Marie est une jeune femme marginale et solitaire. Vivant près de la mer, elle a pourtant bien du mal à s'intégrer et à se faire comprendre du monde extérieur. De fait sa famille semble cacher un terrible secret, celui de la lycanthropie.

Le film fait immédiatement penser à Morse de Tomas Alfredson dans son choix naturaliste et dans l'écriture des personnages, sans toutefois traiter du même sujet. Ici on a plus affaire à une réflexion sur la venue de la sexualité adolescente dans un milieu conservateur et répressif. Si l'on devait s'orienter vers une seule référence, ce serait donc celle de Carrie de De Palma, modèle sous-jacent qui habite inconsciemment l'écriture très particulière et très maitrisée du scénario.

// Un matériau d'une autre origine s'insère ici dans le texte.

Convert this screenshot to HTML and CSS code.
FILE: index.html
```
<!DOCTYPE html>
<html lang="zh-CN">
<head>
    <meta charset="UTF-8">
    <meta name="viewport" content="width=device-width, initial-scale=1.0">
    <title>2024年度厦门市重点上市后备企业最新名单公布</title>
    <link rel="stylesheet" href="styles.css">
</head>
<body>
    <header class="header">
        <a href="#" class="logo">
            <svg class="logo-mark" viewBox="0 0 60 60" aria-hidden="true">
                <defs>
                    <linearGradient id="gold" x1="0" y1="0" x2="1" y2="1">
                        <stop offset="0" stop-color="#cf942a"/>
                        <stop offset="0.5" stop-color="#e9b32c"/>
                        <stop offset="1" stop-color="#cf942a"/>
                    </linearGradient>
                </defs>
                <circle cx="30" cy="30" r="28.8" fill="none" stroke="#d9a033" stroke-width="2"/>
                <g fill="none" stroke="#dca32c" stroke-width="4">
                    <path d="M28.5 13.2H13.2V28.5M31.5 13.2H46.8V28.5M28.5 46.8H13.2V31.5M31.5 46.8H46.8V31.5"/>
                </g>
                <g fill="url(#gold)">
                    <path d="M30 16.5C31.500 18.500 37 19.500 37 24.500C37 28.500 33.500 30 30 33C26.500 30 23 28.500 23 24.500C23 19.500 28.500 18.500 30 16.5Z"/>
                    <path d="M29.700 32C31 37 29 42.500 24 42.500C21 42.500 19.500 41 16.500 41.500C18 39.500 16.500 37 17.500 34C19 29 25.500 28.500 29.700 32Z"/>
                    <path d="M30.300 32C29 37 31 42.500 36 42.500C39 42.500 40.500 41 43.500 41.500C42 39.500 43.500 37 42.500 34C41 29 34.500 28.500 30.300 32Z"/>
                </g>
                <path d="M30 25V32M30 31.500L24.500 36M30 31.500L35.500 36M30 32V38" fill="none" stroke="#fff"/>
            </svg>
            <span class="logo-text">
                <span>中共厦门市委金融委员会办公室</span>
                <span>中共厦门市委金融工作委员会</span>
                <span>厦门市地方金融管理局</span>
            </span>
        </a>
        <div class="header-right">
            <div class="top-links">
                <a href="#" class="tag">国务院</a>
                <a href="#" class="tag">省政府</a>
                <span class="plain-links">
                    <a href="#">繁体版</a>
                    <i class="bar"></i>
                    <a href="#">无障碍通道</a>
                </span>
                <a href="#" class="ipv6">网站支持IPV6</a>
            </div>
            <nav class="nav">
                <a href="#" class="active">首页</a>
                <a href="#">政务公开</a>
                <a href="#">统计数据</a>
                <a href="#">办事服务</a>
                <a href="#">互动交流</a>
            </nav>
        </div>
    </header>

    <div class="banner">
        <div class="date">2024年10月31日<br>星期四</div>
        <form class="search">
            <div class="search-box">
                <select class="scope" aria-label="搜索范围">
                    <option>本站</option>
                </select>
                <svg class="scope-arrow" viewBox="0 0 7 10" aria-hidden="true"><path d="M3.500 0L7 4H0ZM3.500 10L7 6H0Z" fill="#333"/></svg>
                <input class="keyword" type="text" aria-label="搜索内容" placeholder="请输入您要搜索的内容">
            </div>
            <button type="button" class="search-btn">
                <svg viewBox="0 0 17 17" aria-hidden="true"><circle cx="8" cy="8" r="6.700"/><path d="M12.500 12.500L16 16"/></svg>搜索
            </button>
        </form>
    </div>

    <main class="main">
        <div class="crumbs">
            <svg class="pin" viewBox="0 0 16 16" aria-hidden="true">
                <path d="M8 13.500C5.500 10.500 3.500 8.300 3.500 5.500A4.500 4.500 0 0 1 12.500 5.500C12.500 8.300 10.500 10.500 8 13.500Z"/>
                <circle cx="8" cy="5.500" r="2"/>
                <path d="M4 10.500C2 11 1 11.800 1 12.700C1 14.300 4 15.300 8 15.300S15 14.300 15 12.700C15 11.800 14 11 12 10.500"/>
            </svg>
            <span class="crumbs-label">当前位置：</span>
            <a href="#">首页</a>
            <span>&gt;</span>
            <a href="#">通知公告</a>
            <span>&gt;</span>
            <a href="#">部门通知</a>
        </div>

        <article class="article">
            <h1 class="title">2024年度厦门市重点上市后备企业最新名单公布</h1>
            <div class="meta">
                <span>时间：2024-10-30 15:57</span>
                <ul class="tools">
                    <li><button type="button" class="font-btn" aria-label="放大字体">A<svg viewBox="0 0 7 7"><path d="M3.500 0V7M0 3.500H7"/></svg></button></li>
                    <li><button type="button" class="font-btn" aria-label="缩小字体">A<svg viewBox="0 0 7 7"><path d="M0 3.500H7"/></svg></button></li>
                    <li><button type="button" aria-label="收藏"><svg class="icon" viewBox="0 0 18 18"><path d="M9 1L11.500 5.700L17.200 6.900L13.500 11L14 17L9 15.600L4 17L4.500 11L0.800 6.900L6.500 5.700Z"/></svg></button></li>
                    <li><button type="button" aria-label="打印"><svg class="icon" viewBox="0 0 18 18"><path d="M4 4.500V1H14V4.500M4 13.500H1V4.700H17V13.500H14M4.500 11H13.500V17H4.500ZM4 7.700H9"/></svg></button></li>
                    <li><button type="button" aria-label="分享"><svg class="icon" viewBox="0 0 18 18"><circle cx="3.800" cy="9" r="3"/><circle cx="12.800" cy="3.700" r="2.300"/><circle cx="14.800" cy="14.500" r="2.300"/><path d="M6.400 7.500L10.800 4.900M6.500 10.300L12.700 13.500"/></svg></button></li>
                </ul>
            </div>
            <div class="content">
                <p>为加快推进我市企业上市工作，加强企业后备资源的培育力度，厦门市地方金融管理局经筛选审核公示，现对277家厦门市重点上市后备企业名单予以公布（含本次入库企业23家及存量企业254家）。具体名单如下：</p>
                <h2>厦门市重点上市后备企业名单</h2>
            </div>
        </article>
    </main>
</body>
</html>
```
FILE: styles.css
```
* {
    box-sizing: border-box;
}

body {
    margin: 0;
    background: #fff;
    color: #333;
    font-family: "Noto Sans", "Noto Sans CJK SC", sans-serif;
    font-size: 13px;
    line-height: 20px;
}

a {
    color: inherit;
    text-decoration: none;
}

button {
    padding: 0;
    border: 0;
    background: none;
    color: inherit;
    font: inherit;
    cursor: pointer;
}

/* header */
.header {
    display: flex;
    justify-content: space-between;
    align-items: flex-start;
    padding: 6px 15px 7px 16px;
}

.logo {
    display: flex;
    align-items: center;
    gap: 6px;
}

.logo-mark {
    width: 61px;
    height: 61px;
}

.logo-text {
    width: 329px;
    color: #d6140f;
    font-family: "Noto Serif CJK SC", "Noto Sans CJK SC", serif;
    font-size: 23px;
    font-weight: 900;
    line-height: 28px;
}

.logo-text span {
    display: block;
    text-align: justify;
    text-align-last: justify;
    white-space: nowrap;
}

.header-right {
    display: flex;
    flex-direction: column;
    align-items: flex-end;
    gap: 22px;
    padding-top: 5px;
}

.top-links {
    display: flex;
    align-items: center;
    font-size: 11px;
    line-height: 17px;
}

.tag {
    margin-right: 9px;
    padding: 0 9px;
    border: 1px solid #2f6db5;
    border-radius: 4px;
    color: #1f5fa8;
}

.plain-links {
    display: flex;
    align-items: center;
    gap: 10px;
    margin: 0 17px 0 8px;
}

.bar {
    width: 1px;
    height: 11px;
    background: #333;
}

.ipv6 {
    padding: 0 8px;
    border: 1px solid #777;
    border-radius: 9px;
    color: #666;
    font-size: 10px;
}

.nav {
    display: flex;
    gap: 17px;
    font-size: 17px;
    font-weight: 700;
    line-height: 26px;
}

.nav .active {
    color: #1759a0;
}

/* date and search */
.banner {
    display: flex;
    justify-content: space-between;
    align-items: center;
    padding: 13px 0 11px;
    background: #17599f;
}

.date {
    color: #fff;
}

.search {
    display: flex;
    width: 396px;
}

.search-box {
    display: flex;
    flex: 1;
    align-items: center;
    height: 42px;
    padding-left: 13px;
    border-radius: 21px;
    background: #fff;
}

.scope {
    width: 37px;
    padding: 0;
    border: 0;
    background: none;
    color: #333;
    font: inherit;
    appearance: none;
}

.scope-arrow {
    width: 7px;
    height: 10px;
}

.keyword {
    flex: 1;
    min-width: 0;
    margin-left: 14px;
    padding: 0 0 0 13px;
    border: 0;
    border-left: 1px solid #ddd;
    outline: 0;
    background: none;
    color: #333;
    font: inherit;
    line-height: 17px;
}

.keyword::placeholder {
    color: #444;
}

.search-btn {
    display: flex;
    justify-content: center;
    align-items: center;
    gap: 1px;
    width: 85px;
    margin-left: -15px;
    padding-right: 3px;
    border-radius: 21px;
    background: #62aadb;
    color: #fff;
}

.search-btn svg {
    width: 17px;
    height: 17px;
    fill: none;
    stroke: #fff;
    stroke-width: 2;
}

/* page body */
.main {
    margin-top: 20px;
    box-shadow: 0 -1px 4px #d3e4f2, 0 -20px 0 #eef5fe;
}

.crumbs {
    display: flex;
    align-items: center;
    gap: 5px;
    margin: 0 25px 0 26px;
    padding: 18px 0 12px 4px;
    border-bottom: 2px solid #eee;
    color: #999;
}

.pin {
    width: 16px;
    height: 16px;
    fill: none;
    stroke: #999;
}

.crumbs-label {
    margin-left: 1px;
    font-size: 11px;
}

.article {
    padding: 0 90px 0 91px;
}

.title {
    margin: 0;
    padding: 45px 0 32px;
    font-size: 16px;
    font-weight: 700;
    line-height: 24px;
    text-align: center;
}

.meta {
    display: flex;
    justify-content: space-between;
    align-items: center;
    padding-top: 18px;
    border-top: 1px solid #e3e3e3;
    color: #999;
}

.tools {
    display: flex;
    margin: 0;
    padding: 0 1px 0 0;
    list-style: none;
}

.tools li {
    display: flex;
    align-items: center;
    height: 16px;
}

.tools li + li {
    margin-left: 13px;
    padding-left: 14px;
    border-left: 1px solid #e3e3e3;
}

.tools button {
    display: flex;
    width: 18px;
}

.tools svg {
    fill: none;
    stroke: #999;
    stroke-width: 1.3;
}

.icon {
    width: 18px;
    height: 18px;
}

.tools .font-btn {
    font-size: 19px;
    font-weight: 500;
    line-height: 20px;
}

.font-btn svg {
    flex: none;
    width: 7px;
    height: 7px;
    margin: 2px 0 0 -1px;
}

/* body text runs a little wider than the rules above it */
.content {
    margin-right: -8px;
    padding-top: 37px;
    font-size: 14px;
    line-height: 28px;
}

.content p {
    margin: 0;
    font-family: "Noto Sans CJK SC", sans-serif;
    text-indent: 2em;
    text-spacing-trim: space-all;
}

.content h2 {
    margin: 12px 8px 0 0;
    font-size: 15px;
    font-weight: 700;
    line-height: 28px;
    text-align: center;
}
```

D'une facture extrêmement classique, When Animals Dream propose pourtant un traitement équilibré entre le documentaire cru sur un petit village rigide danois et la vision fantasmée d'une post ado qui tente vaille que vaille d'exister pour elle-même. Le contexte familial est fort : alors que la mère de Marie passe ses journées dans une chaise roulante, son père tente de la contrôler le plus possible, notamment à la venue des « crises », des moments hystériques d'une sexualité qui ne peut s'exprimer et qui demande pourtant une libération immédiate.

Les thématiques œdipiennes de l'interdit et celles de la castration sont donc présentes via une foule de symboles très définis. Religieux, corporels et naturalistes, ils élargissent le champ de la réflexion autour de la venue du désir inconnu et finalement conformé dans une société coincée psychologiquement. Symbole féminin fort, l'eau est d'ailleurs l'élément le plus présent tout au long du film, comme si celle-ci n'était jamais calmée, cachant des désirs et des pulsions intenses et s'acharnant sur un rivage toujours inatteignable.

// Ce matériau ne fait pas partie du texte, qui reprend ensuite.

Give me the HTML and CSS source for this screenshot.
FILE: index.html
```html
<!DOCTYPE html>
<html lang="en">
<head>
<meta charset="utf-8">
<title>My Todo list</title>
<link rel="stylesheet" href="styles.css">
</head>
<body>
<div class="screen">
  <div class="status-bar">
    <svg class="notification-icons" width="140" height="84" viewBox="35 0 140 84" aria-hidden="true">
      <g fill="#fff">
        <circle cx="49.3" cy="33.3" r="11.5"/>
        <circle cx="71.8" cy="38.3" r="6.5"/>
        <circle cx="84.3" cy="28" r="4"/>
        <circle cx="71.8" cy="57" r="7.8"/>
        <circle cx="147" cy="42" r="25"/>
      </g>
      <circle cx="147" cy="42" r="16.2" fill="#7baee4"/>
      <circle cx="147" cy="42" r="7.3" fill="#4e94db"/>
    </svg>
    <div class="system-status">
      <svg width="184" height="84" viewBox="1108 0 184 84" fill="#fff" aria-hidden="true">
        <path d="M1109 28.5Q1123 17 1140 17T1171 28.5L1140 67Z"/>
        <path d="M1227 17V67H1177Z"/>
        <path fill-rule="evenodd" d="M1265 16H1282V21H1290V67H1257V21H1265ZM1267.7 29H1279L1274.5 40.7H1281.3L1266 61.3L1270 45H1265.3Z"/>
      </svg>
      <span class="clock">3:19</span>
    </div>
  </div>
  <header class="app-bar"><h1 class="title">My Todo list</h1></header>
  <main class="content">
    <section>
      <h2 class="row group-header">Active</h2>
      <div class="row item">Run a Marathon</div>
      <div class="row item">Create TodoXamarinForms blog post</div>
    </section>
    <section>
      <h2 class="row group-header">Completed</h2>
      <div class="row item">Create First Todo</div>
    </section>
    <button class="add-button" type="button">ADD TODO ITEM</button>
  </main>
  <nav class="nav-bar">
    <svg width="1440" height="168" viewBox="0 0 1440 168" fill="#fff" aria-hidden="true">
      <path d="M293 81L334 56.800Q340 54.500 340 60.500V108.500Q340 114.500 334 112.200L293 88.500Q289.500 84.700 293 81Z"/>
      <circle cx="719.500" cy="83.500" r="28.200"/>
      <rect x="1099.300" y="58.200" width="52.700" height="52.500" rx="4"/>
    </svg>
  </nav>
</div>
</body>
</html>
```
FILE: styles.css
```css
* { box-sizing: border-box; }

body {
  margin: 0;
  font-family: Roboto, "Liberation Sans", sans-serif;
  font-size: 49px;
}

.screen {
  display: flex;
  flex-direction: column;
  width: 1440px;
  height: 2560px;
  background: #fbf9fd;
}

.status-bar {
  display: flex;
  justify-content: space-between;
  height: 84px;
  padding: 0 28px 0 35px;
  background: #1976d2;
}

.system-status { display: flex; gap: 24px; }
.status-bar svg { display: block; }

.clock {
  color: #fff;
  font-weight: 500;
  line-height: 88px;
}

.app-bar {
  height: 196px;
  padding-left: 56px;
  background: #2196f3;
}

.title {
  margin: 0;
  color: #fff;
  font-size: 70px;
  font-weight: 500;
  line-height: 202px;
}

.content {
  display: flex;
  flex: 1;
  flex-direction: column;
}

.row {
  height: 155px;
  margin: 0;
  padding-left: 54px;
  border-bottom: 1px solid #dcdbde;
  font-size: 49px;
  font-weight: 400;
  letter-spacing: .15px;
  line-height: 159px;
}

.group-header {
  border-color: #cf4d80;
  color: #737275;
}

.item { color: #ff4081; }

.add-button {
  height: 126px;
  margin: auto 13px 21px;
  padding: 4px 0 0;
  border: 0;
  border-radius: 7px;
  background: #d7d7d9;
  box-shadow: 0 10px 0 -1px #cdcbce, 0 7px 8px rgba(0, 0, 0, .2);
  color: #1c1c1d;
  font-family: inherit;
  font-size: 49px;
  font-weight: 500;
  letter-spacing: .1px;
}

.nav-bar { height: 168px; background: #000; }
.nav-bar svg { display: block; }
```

Le corps féminin est évidemment exploité dès les premières images. L'héroïne se trouve chez son médecin traitant qui la surveille et la cloisonne. Par la suite étriqué, le corps ne demande qu'à s'ouvrir, à l'aune des rencontres et des envies naissantes. Les touffes de poils apparaissent ici et là, d'abord comme une honte et une peur, puis finalement comme quelque chose d'entièrement assumé, voire de revendiqué. Le féminin acquiert alors toute sa place dans la monstruosité qu'elle propose aux différents personnages masculins qui n'acceptent pas son existence. Le loup-garou qui se jette au cou des hommes pour les déchiqueter n'en acquiert que plus de justification souterraine, loin des sentiers battus de ce que l'on avait vu jusque-là sur le même sujet.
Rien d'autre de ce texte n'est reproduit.